The hundreds of women soldiers who angrily left Simhat Torah celebrations in the south after they were made to crowd into a small area away from male celebrants are the latest victims of a worrisome trend toward ultra-Orthodoxy in the Israel Defense Forces. There had already been incidents where male soldiers refused to serve under female instructors and officers, and women have been segregated at a training school's swimming pool. Another time, officer candidates left a ceremony because women were singing.
During the IDF's main Sukkot holiday event, organized under the banner "we build the people's army in a spirit of unity," women were segregated in an offensive way, as though this were a remote ultra-Orthodox social hall and not an official army event held with civilian participation in the area of the Eshkol Regional Council. This was incredibly insulting. Many of the participants were not religious, and apart from those who enforced the wrongheaded segregation policy, the religious celebrants were also taken aback.

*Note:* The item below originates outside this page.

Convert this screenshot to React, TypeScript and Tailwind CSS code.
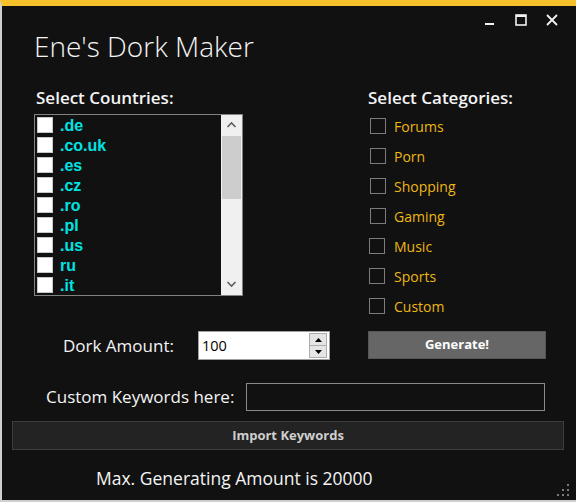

Apparently a few religious extremists were not satisfied that the women were dancing separately and took the initiative to move them to a separate area. Yet senior officers in the Gaza division, including Brig. Gen. Yossi Bachar and IDF Chief Rabbi Rafi Peretz, stood idly by and did not intervene on the women soldiers' behalf. How can it be that a few extremists who seek to turn Jewish law into an instrument of crude segregation can lead two top IDF officers by the nose? Or do these officers disavow responsibility when it comes to actions offensive to women soldiers?

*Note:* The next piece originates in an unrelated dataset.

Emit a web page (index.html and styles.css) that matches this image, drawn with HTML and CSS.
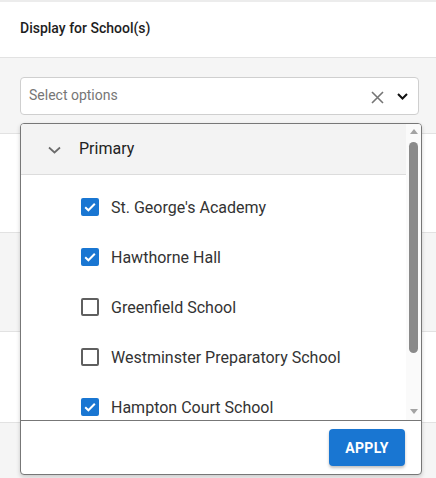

The trend toward ultra-Orthodox extremism that has been gripping religious soldiers takes on a particularly fanatic cast when it applies to women. In recent years the IDF has created unprecedented opportunities for female soldiers, and women soldiers are now promoted in elite units and combat roles based on their abilities. But aggressive religious isolationism belies these new realities and undermines the status of women soldiers who serve in all roles in the IDF.
This is a dangerous trend that distorts the army's character and causes revulsion among most Israelis. It behooves Chief of Staff Benny Gantz to take steps to stifle this trend before it's too late.